In Equation (3), the superscript “T” and the symbol “#” denote the transpose of the matrix and the chunk matrix dot product, respectively; country t (t = 1, …, G and t ≠ s, r) represents country s and the third country outside country r; V_t denotes the value-added of the country coefficient vector; $L_{ss}={\left(I-A_{ss}\right)}^{-1}$ is the Leontief inverse matrix of country s (similar to L_rr); X_r and E_r* are the total output vector and total export vector of country r (both are N × 1 column vectors), respectively. To facilitate the analysis, the 17 terms on the right side of the equal sign of Equation (3) are set as T1–T17 (all are N × 1 column vectors) in this study.
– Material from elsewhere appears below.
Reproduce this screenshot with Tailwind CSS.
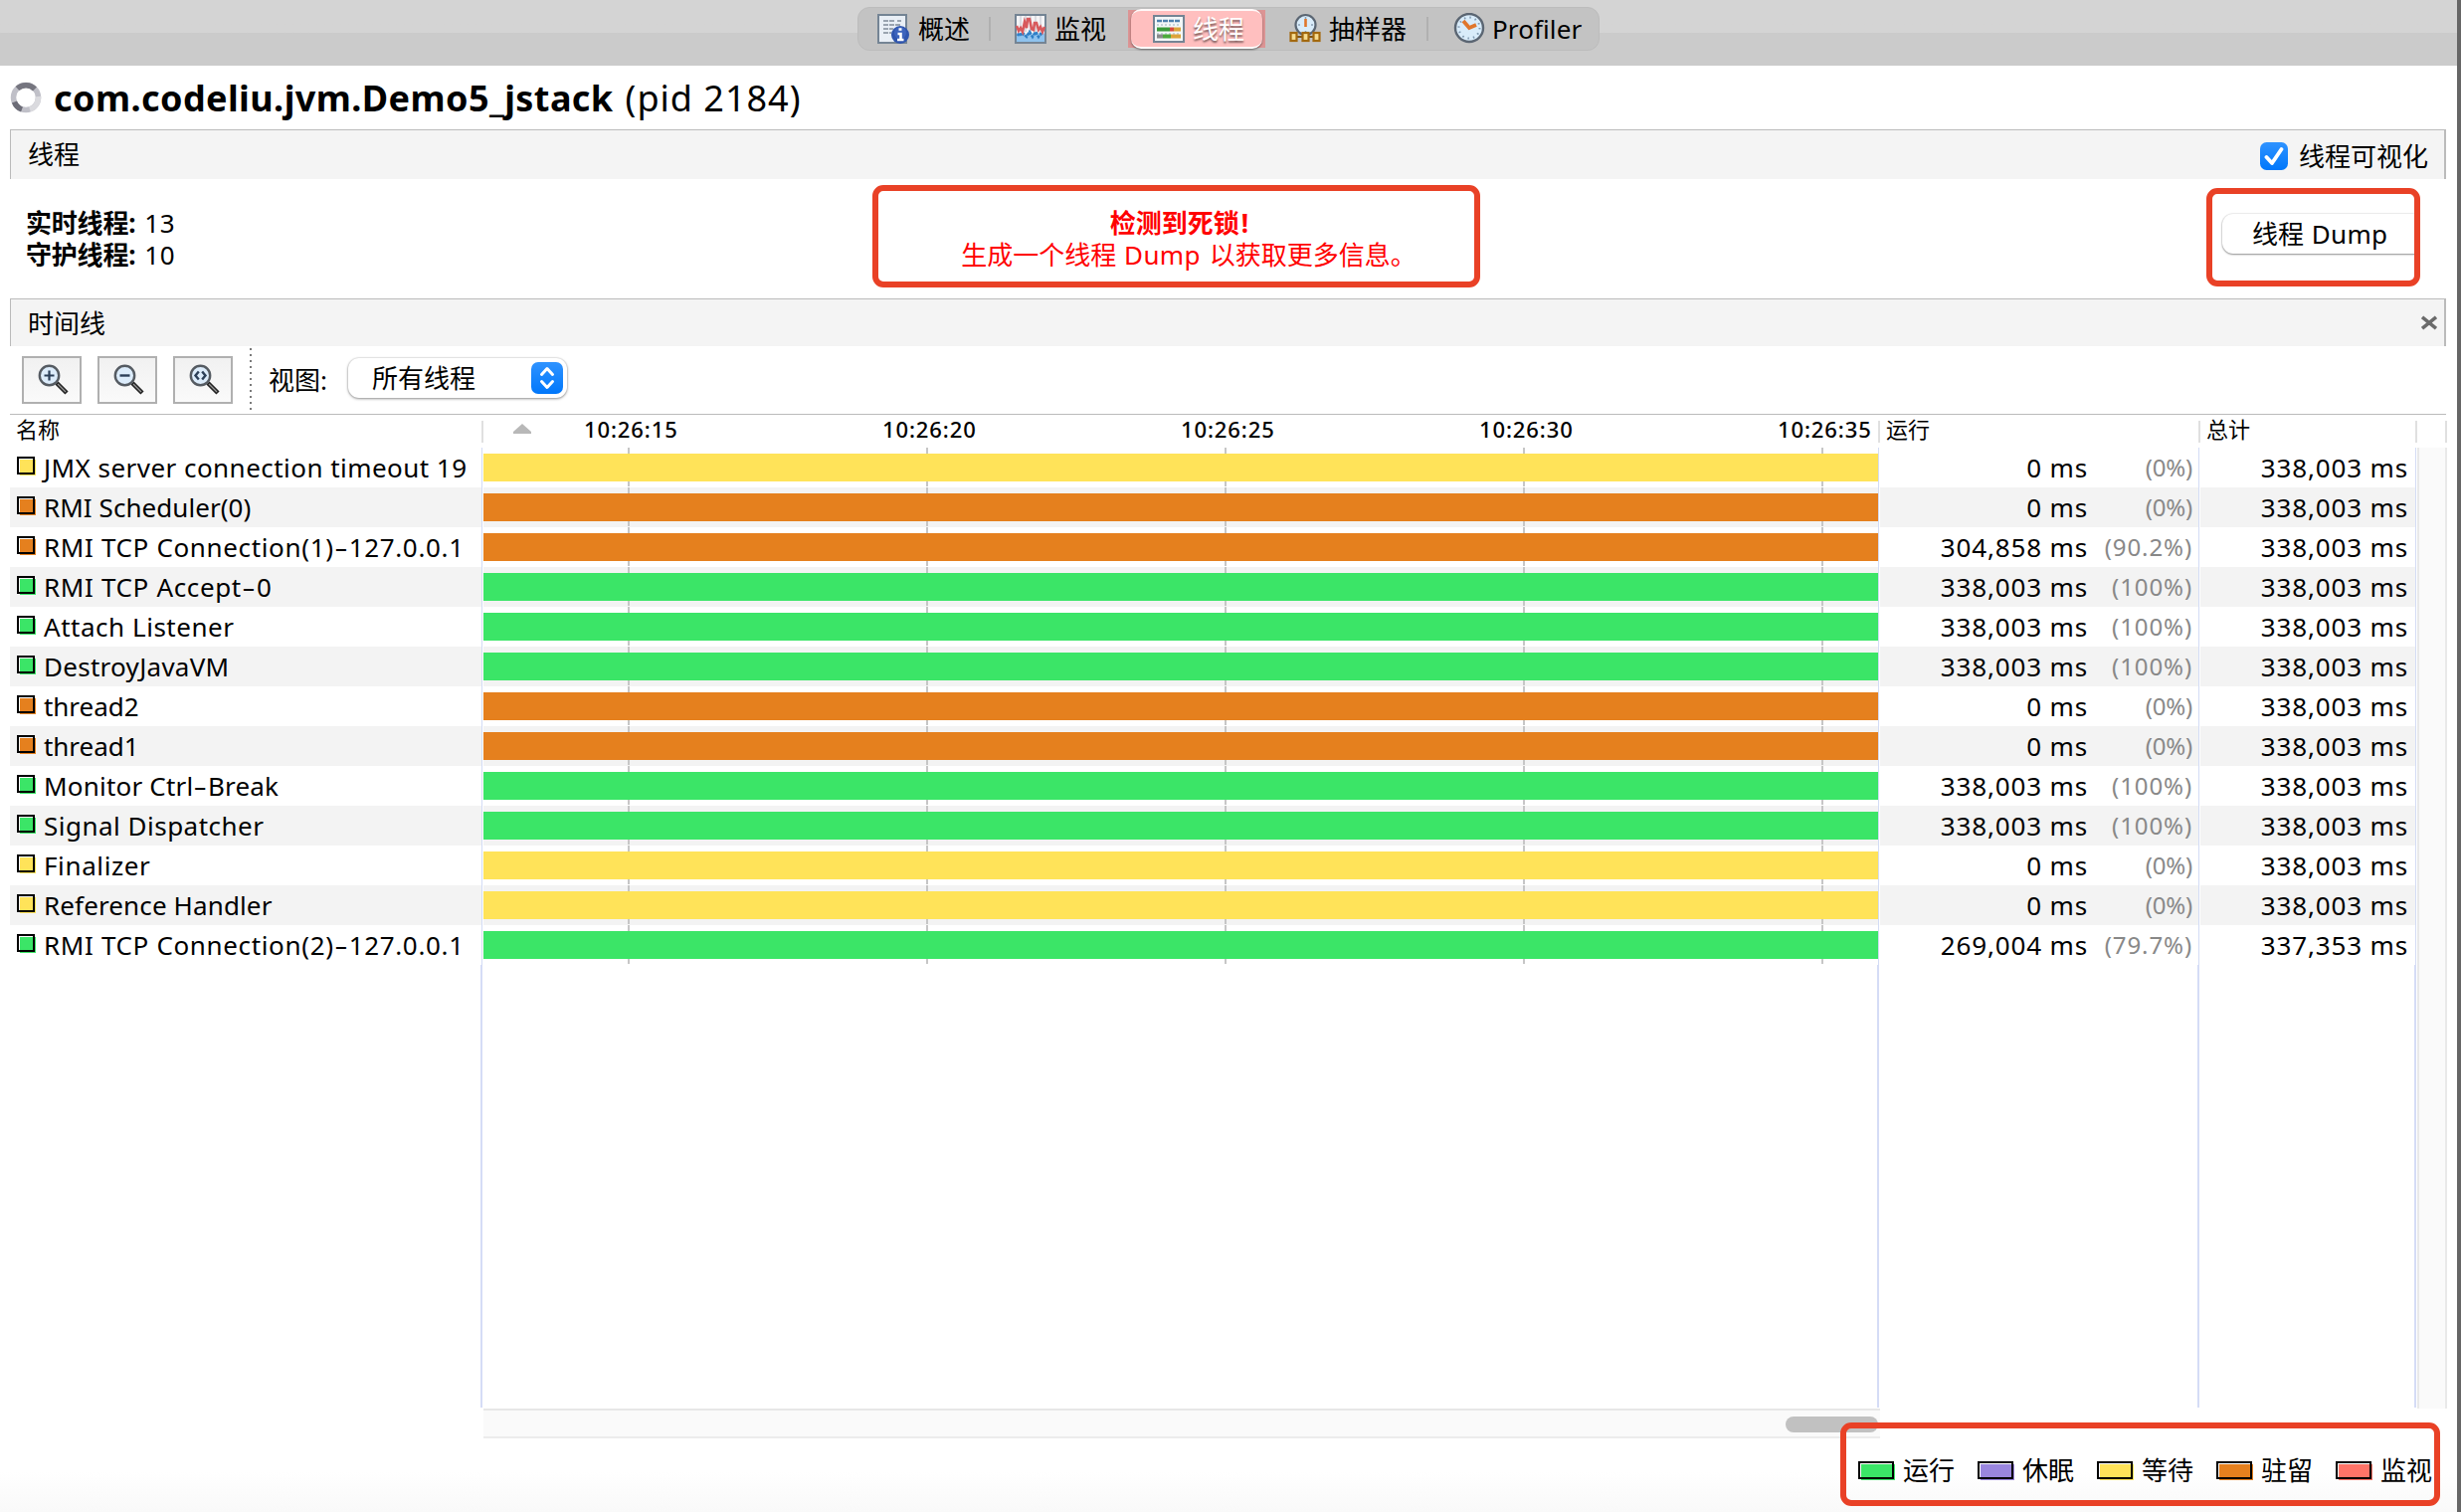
<!DOCTYPE html>
<html lang="zh-CN">
<head>
<meta charset="utf-8">
<title>VisualVM</title>
<script src="https://cdn.jsdelivr.net/npm/@tailwindcss/browser@4"></script>
</head>
<body class="flex w-[2474px] h-[1520px] overflow-hidden bg-white text-black text-[26px] leading-8 whitespace-nowrap font-['Noto_Sans','Noto_Sans_CJK_SC',sans-serif]">
<main class="relative flex flex-col w-[2470px] h-[1520px]">

  <!-- Tab strip -->
  <header class="flex h-[66px] shrink-0 justify-center items-start pt-[7px] bg-linear-to-b from-[#d4d4d4] from-50% to-[#cbcbcb] to-50%">
    <nav class="flex items-center w-[746px] h-11 rounded-xl bg-[#c3c3c3] border border-[#bcbcbc] pl-[19px] leading-[42px]">
      <svg class="w-8 h-8 shrink-0" viewBox="0 0 32 32">
        <rect x="1" y="2" width="28" height="28" fill="#e9eff6" stroke="#748494" stroke-width="2"/>
        <path d="M6 8h12M6 12h18M6 16h10M20 8h4M6 20h8" stroke="#9aa4b0" stroke-width="2" stroke-dasharray="5 1"/>
        <circle cx="23" cy="22" r="9" fill="#2f55ae"/><circle cx="23" cy="20" r="6" fill="#4c74cc" opacity=".5"/>
        <path d="M21.500 16.500h3M20.500 21h3v6M20 27h6.500" stroke="#fff" stroke-width="2.600" fill="none"/>
      </svg>
      <span class="ml-[9px] w-[54px]">概述</span>
      <i class="ml-[17px] w-0.5 h-6 bg-[#b0b0b0]"></i>
      <svg class="ml-[24px] w-8 h-8 shrink-0" viewBox="0 0 32 32">
        <rect x="1" y="2" width="30" height="28" fill="#f4f4f6" stroke="#748494" stroke-width="2"/>
        <path d="M6 3v16M11 3v16M16 3v16M21 3v16M26 3v16" stroke="#d2d4dc" stroke-width="1.500"/>
        <path d="M2 20l3 2 3-3 3 3 4-4 3 4 4-3 3 3 3-3 2 2v8H2z" fill="#8fc3ee"/>
        <path d="M3 23l2-3 2 3 2-2 3 3 3-5 3 5 3-5 3 5 2-3 2 2" stroke="#2e7fc6" stroke-width="2.600" fill="none" stroke-dasharray="3 1"/>
        <path d="M2 13l2 5 2-3 2 4 2-10 2 6 1-9 2 0 2 10 2 1 1-7 2 0 2 7 2-3 2 5 2-5" stroke="#d8595c" stroke-width="2.600" fill="none"/>
      </svg>
      <span class="ml-[8px] w-[54px]">监视</span>
      <div class="ml-[20px] w-[138px] h-[38px] shrink-0 flex justify-center items-center bg-[#dc9494]">
        <div class="flex items-center w-[132px] h-10 shrink-0 rounded-[10px] bg-[#ffbfbf] border-y-2 border-t-white/90 border-b-white shadow-[0_1px_2px_#0007] pl-[22px]">
          <svg class="w-8 h-8 shrink-0" viewBox="0 0 32 32">
            <rect x="1" y="3" width="30" height="26" fill="#f3f7f8" stroke="#748494" stroke-width="2"/>
            <path d="M4 8h24" stroke="#4f81ae" stroke-width="2.500" stroke-dasharray="5 1"/>
            <path d="M4 12h24M4 21h24" stroke="#c7d4da" stroke-width="2" stroke-dasharray="2 2"/>
            <path d="M4 16.500h13" stroke="#3a9a3a" stroke-width="4"/><path d="M17 16.500h4" stroke="#d84b3c" stroke-width="4"/><path d="M21 16.500h7" stroke="#dca43a" stroke-width="4"/>
            <path d="M4 23.500h6" stroke="#8a8a8a" stroke-width="4"/><path d="M10 23.500h8" stroke="#4caa3c" stroke-width="4"/><path d="M18 23.500h10" stroke="#dca43a" stroke-width="4"/>
          </svg>
          <span class="ml-[8px] text-white [text-shadow:0_2px_2px_#0008]">线程</span>
        </div>
      </div>
      <svg class="ml-[24px] w-8 h-8 shrink-0" viewBox="0 0 32 32">
        <circle cx="16.500" cy="12" r="10" fill="#d9ecfa" stroke="#5b6673" stroke-width="2.200"/>
        <path d="M16.500 4v2M16.500 18v2M9 12h2M22 12h2" stroke="#8aa0b5" stroke-width="1.500"/>
        <path d="M16.500 6v8" stroke="#e0762c" stroke-width="2.600"/>
        <path d="M7 24h18" stroke="#7c5413" stroke-width="2"/>
        <g fill="#f6dc90" stroke="#a3690f" stroke-width="2.200"><rect x="1.500" y="20" width="6" height="8"/><rect x="13.500" y="20" width="6" height="8"/><rect x="24.500" y="20" width="6" height="8"/></g>
      </svg>
      <span class="ml-[8px] w-[80px]">抽样器</span>
      <i class="ml-[18px] w-0.5 h-6 bg-[#b0b0b0]"></i>
      <svg class="ml-[25px] w-8 h-8 shrink-0" viewBox="0 0 32 32">
        <circle cx="16" cy="15" r="14" fill="#d9ecfa" stroke="#5b6673" stroke-width="2.400"/>
        <circle cx="16" cy="15" r="10.500" fill="none" stroke="#7f98b0" stroke-width="2" stroke-dasharray="1.500 4"/>
        <path d="M10 8l6 7 7-3" fill="none" stroke="#e0762c" stroke-width="3.800"/>
      </svg>
      <span class="ml-[7px] tracking-[0.1px]">Profiler</span>
    </nav>
  </header>

  <!-- Application title -->
  <h1 class="flex items-center h-16 shrink-0 pl-[10px] text-[36px] leading-[65px]">
    <svg class="w-8 h-8 shrink-0" viewBox="0 0 32 32" fill="none" stroke-width="5.500">
      <circle cx="16" cy="16" r="12.500" stroke="#c0c0c8"/>
      <path d="M7.500 7A12.500 12.500 0 0 1 25 7.500" stroke="#75757f"/>
      <path d="M4.500 20.500A12.500 12.500 0 0 0 12 28" stroke="#6c6c77"/>
      <path d="M28.500 15A12.500 12.500 0 0 1 20 28" stroke="#dadade"/>
    </svg>
    <b class="ml-[12px] tracking-[0.42px]">com.codeliu.jvm.Demo5_jstack</b>
    <span class="ml-[12px] tracking-[1px]">(pid 2184)</span>
  </h1>

  <!-- Threads section -->
  <div class="ml-[10px] w-[2449px] h-[50px] shrink-0 flex items-center justify-between pl-[17px] pr-[16px] bg-[#f4f4f4] border-t border-l border-r-2 border-[#bbb]">
    <span class="-mt-[2px]">线程</span>
    <label class="flex items-center mt-[2px]">
      <svg class="w-7 h-7 mr-[11px]" viewBox="0 0 28 28"><defs><linearGradient id="blue" x2="0" y2="1"><stop stop-color="#2f93ff"/><stop offset="1" stop-color="#0077fb"/></linearGradient></defs><rect width="28" height="28" rx="6.500" fill="url(#blue)"/><path d="M6.500 15l5.500 6L21.500 7" fill="none" stroke="#fff" stroke-width="3.800" stroke-linecap="round" stroke-linejoin="round"/></svg>
      线程可视化
    </label>
  </div>
  <section class="flex h-[120px] shrink-0 pl-[26px]">
    <div class="w-[851px] pt-[28px]">
      <p><b class="tracking-[-0.2px]">实时线程:</b><span class="ml-[9px] tracking-[0.5px]">13</span></p>
      <p><b class="tracking-[-0.2px]">守护线程:</b><span class="ml-[9px] tracking-[0.5px]">10</span></p>
    </div>
    <div class="mt-[6px] w-[611px] h-[103px] rounded-[11px] border-[6px] border-[#e94126] text-[#f00] text-center pt-[16px] pl-[6px]">
      <p class="font-bold">检测到死锁<span class="ml-0.5">!</span></p>
      <p class="pl-[19px]">生成一个线程 <span class="ml-px mr-0.5 tracking-[0.4px]">Dump</span> 以获取更多信息。</p>
    </div>
    <div class="ml-[730px] mt-[9px] w-[215px] h-[99px] rounded-[11px] border-[6px] border-[#e94126] overflow-hidden pl-[10px] pt-[20px]">
      <button class="block w-[205px] h-10 rounded-[11px] bg-white shadow-[0_0_1px_1px_#0001,0_1px_2px_#0006] pl-[30px] text-left leading-[37px]">线程 <span class="ml-px tracking-[0.3px]">Dump</span></button>
    </div>
  </section>

  <!-- Timeline section -->
  <div class="ml-[10px] w-[2449px] h-12 shrink-0 flex items-center justify-between pl-[17px] pr-[7px] bg-[#f4f4f4] border-t border-l border-r-2 border-[#bbb]">
    <span>时间线</span>
    <svg class="w-4 h-[15px]" viewBox="0 0 16 16" preserveAspectRatio="none"><path d="M1 2l14 12M15 2L1 14" stroke="#6a6a6a" stroke-width="3.600"/></svg>
  </div>
  <div class="flex items-center ml-[10px] w-[2449px] h-[69px] shrink-0 border-b border-[#bbb] pl-[12px]">
    <div class="flex gap-4">
      <button class="w-[60px] h-12 border-2 border-[#b0b0b0] bg-linear-to-b from-[#f1f1f1] to-[#fafafa] pl-[14px]">
        <svg class="w-8 h-8" viewBox="0 0 32 32"><path d="M19 19l10 10" stroke="#222" stroke-width="4.500"/><path d="M20 20l8 8" stroke="#999" stroke-width="1.200"/><circle cx="11.500" cy="11.500" r="9.700" fill="#dcecfb" stroke="#555b62" stroke-width="2.400"/><path d="M11.500 6.500v10M6.500 11.500h10" stroke="#2b3f58" stroke-width="2.200"/></svg>
      </button>
      <button class="w-[60px] h-12 border-2 border-[#b0b0b0] bg-linear-to-b from-[#f1f1f1] to-[#fafafa] pl-[14px]">
        <svg class="w-8 h-8" viewBox="0 0 32 32"><path d="M19 19l10 10" stroke="#222" stroke-width="4.500"/><path d="M20 20l8 8" stroke="#999" stroke-width="1.200"/><circle cx="11.500" cy="11.500" r="9.700" fill="#dcecfb" stroke="#555b62" stroke-width="2.400"/><path d="M6.500 11.500h10" stroke="#2b3f58" stroke-width="2.400"/></svg>
      </button>
      <button class="w-[60px] h-12 border-2 border-[#b0b0b0] bg-linear-to-b from-[#f1f1f1] to-[#fafafa] pl-[14px]">
        <svg class="w-8 h-8" viewBox="0 0 32 32"><path d="M19 19l10 10" stroke="#222" stroke-width="4.500"/><path d="M20 20l8 8" stroke="#999" stroke-width="1.200"/><circle cx="11.500" cy="11.500" r="9.700" fill="#dcecfb" stroke="#555b62" stroke-width="2.400"/><path d="M9.800 7.500L6.500 11.500l3.300 4M13.200 7.500l3.300 4-3.300 4" fill="none" stroke="#2b3f58" stroke-width="2.400"/></svg>
      </button>
    </div>
    <svg class="ml-[17px] w-0.5 h-[64px]" viewBox="0 0 2 64"><path d="M1 0v62" stroke="#7a7a7a" stroke-width="2" stroke-dasharray="2 4"/></svg>
    <span class="ml-[17px]">视图:</span>
    <div class="flex items-center ml-[21px] -mt-[5px] w-[220px] h-10 rounded-[11px] shadow-[0_0_1px_1px_#0001,0_1px_3px_#0006] pl-[24px] pr-1">
      <span class="flex-1">所有线程</span>
      <svg class="w-8 h-8" viewBox="0 0 32 32"><rect width="32" height="32" rx="7" fill="url(#blue)"/><path d="M10.500 12.500L16 6.500l5.500 6M10.500 19.500L16 25.500l5.500-6" fill="none" stroke="#fff" stroke-width="3" stroke-linecap="round" stroke-linejoin="round"/></svg>
    </div>
  </div>

  <!-- Column headings -->
  <div class="flex items-center ml-[10px] w-[2450px] h-[33px] shrink-0 text-[22px] leading-[30px]">
    <div class="w-[476px] h-[22px] flex items-center border-r-2 border-[#e0e0e0] pl-[6px]"><span class="-mt-[5px]">名称</span></div>
    <div class="w-[1404px] h-[22px] flex items-center border-r-2 border-[#e0e0e0] font-medium tracking-[0.9px]">
      <svg class="ml-[30px] mr-[53px] -mt-[5px] w-[18px] h-[10px]" viewBox="0 0 18 10"><path d="M9 0l9 8v2H0V8z" fill="#b8b8b8"/></svg>
      <div class="flex -mt-[5px]"><span class="w-[300px]">10:26:15</span><span class="w-[300px]">10:26:20</span><span class="w-[300px]">10:26:25</span><span class="w-[300px]">10:26:30</span><span class="w-[94px]">10:26:35</span></div>
    </div>
    <div class="w-[322px] h-[22px] flex items-center border-r-2 border-[#e0e0e0] pl-[6px]"><span class="-mt-[5px]">运行</span></div>
    <div class="w-[218px] h-[22px] flex items-center border-r-2 border-[#e0e0e0] pl-[6px]"><span class="-mt-[5px]">总计</span></div>
    <div class="w-[30px] h-[22px] border-r-2 border-[#e0e0e0]"></div>
  </div>

  <!-- Thread table -->
  <div class="flex ml-[10px] w-[2450px] h-[966px] shrink-0">
    <div class="flex flex-col w-[2419px]">
      <div id="rows"></div>
      <div class="flex h-[445px]">
        <i class="w-[475px] border-r-2 border-[#d5dcf6]"></i>
        <i class="w-[1404px] border-r-2 border-[#d5dcf6]"></i>
        <i class="w-[322px] border-r-2 border-[#d5dcf6]"></i>
        <i class="w-[218px] border-r-2 border-[#d5dcf6]"></i>
      </div>
    </div>
    <div class="ml-[1px] w-[30px] h-[966px] bg-[#fafafa] border-l-2 border-r-2 border-[#e9e9e9]"></div>
  </div>
  <div class="ml-[486px] w-[1404px] h-[30px] shrink-0 flex justify-end items-center bg-[#fafafa] border-y-2 border-t-[#e7e7e7] border-b-[#ececec] pr-[2px]">
    <i class="mt-[2px] w-[93px] h-4 rounded-full bg-[#c1c1c1]"></i>
  </div>

  <!-- Legend -->
  <footer class="flex-1 flex justify-end pt-[16px] bg-linear-to-b from-white from-45% to-[#f9f9f9]">
    <div id="legend" class="flex pr-[2px]"></div>
  </footer>
  <div class="absolute left-[1850px] top-[1430px] w-[603px] h-[84px] rounded-[11px] border-[6px] border-[#e94126]"></div>
</main>
<aside class="w-1 h-[1520px] bg-[#666]"></aside>

<script>
const states = {
  run: 'bg-[#3be567]', sleep: 'bg-[#9a86de]', wait: 'bg-[#ffe359]', park: 'bg-[#e5801e]', monitor: 'bg-[#ff7468]'
};
const T = '338,003 ms';
const threads = [
  ['JMX server connection timeout 19', 'wait', '0 ms', '(0%)', T, 'tracking-[0.46px]'],
  ['RMI Scheduler(0)', 'park', '0 ms', '(0%)', T, 'tracking-[0.06px]'],
  ['RMI TCP Connection(1)-127.0.0.1', 'park', '304,858 ms', '(90.2%)', T, 'tracking-[0.65px]'],
  ['RMI TCP Accept-0', 'run', T, '(100%)', T, 'tracking-[0.65px]'],
  ['Attach Listener', 'run', T, '(100%)', T, 'tracking-[0.53px]'],
  ['DestroyJavaVM', 'run', T, '(100%)', T, 'tracking-[0.28px]'],
  ['thread2', 'park', '0 ms', '(0%)', T, 'tracking-[-0.04px]'],
  ['thread1', 'park', '0 ms', '(0%)', T, 'tracking-[-0.04px]'],
  ['Monitor Ctrl-Break', 'run', T, '(100%)', T, 'tracking-[0.2px]'],
  ['Signal Dispatcher', 'run', T, '(100%)', T, 'tracking-[0.49px]'],
  ['Finalizer', 'wait', '0 ms', '(0%)', T, 'tracking-[0.62px]'],
  ['Reference Handler', 'wait', '0 ms', '(0%)', T, 'tracking-[0.13px]'],
  ['RMI TCP Connection(2)-127.0.0.1', 'run', '269,004 ms', '(79.7%)', '337,353 ms', 'tracking-[0.65px]']
];
const tick = '<i class="w-0.5 h-[39px] bg-[#c6c6c6]"></i>';
const wideHyphen = '<span class="inline-block scale-x-[1.6] mx-[3px]">-</span>';
document.getElementById('rows').innerHTML = threads.map(([name, st, ms, pct, total, track], i) => {
  const bg = i % 2 ? 'bg-[#f3f3f3]' : 'bg-white';
  return `<div class="flex h-10 leading-10">
    <div class="w-[474px] ${bg} flex pl-[7px]">
      <span class="relative mt-[9px] w-[19px] h-[19px]"><i class="absolute left-[3px] top-[3px] size-4 ${states[st]}"></i><i class="absolute left-0 top-0 size-[18px] border-2 border-black"></i></span>
      <span class="ml-[8px] ${track}">${name.replace('-', wideHyphen)}</span>
    </div>
    <i class="w-px bg-[#d3dcf5]"></i>
    <div class="relative ml-px w-[1402px] ${bg}">
      <div class="flex justify-between pl-[145px] pr-[55px]">${tick.repeat(5)}</div>
      <i class="absolute left-0 top-1.5 w-full h-7 ${states[st]}"></i>
    </div>
    <i class="w-px bg-[#d3dcf5]"></i>
    <div class="ml-px w-[320px] ${bg} flex justify-end pr-[6px]">
      <span class="tracking-[0.85px]">${ms}</span>
      <span class="w-[105px] text-right text-[24px] text-[#888] ${pct === '(0%)' ? 'tracking-[-0.2px]' : 'tracking-[0.9px]'}">${pct}</span>
    </div>
    <i class="w-px bg-[#d3dcf5]"></i>
    <div class="ml-px w-[216px] ${bg} pr-[7px] text-right tracking-[0.85px]">${total}</div>
    <i class="w-px bg-[#d3dcf5]"></i>
  </div>`;
}).join('');
document.getElementById('legend').innerHTML = [['运行', 'run'], ['休眠', 'sleep'], ['等待', 'wait'], ['驻留', 'park'], ['监视', 'monitor']].map(([t, st]) =>
  `<div class="flex items-center w-[120px] h-8">
    <span class="relative w-[37px] h-[18px] mr-[8px]"><i class="absolute left-[3px] top-[3px] w-[34px] h-4 ${states[st]}"></i><i class="absolute left-0 top-0 w-9 h-[18px] border-2 border-black"></i></span>${t}
  </div>`).join('');
</script>
</body>
</html>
T10, T11, T14, and T17 are pure double-counting parts, and the remaining 13 terms are the implicit value-added in exports; these 13 correspond to the actual production activity of each country.

The model framework for the detailed decomposition of the 17 items is shown in Figure 1.

This study calculates the carbon emissions embodied in a country’s exports based on the value-added of trade. The pure double-counting section (T10, T11, T14, T17) does not correspond to the actual production or carbon emission process, therefore, it was removed in this study. We defined $F_s=C{E}_s{(\stackrel{\wedge }{X_s})}^{-1}$ as the direct carbon emission intensity of region s, where CE_s is the carbon emission vector of region s. The direct carbon emission intensity F_s is replaced by the direct value-added factor content V_s in Equation (3) to obtain the traded embodied carbon emission EEC_sr, which is decomposed into 13 terms as shown below.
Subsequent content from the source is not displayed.